The telling of the dream and, at the same time, the insistance of a Swiss garden beetle was a coincidence. But their “coming together” was also meaningful. Something “sacred” burst through conventional expectations with a healing effect. The scarab, after all, is an ancient Egyptian symbol of rebirth.


So what was the meaning of my synchronistic experience? I think we should conclude that the archetypal psyche does want the “wheels” of our conscious attitude and behavior to “run along old ruts,” that we should not get too far ahead of ourselves and depart from the tried and true, even the traditional, as we progress. It is important, also, that we accept the image of a “God within” as a new interpretation of what is actually a very old truth. At the same time, my experience seems to say that space exploration itself is important and archetypally correct.

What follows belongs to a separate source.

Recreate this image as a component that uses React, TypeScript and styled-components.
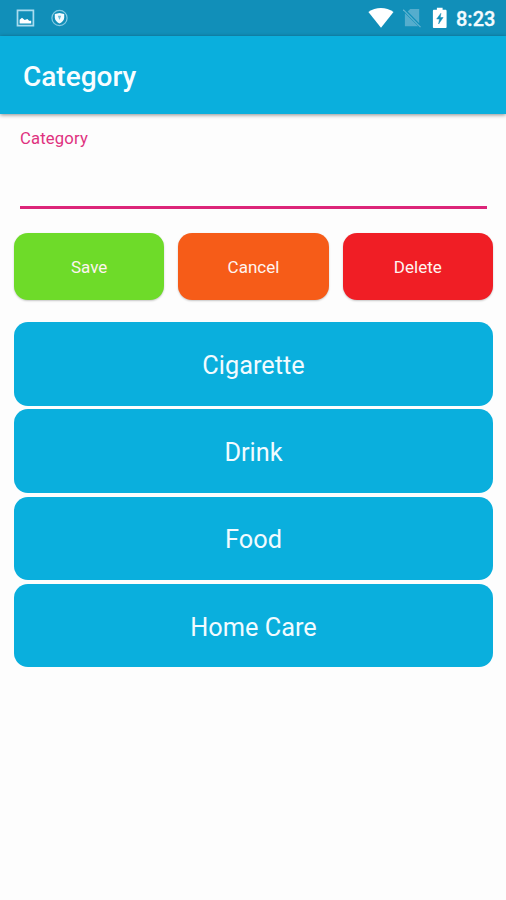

I was not prepared to hear that. In fact, while watching the documentary, I found myself criticizing all those brilliant men in Mission Control for not having a clue about the psyche, for their hubris. This tended to be Jung’s own view of space travel. He told an interviewer: “Space flights are merely an escape, a fleeing away from oneself, because it is easier to go to Mars or to the moon than it is to penetrate one’s own being.” (McGuire, C. G. Jung Speaking, 468). Indeed, we can interpret Duke’s dream as saying that no matter how far we travel—on earth or beyond—we always come upon ourselves: “Gosh, I’ve been here before”—“they looked like me and John.” And from that we can never escape.


Perhaps I should add that Charlie Duke’s dream may have occurred stateside. There are different versions of the story; and it may be Reinert’s editing that makes the dream appear to be the first one on the moon. But archetypal imagery knows no time or place. And it is just as likely that we are being told synchronistically that we also find ourselves through space travel. The filmmaker has commented insightfully: “Going into space is, after all, one of the ways by which mankind has expanded its self-awareness.” (Criterion.com, “Essays,” July 14, 2009)


The reader will have noticed NASA’s penchant for using names from ancient Greco-Roman religion and mythology. The manned moon mission was called “Apollo,” the god of light and order; an unmanned spacecraft named “Odysseus” landed on the moon yesterday. Furthermore, the Apollo astronauts, while standing on the moon, often reported awe upon witnessing “earthrise”—when, previously, all they had seen was moonrise. This is imagery of “rebirth,” the dawning of a new perspective of who we are on earth globally and what we can become—like the rebirth image of the ancient Egyptian scarab. All of this is a clue to the unconscious presence of the archetypal psyche.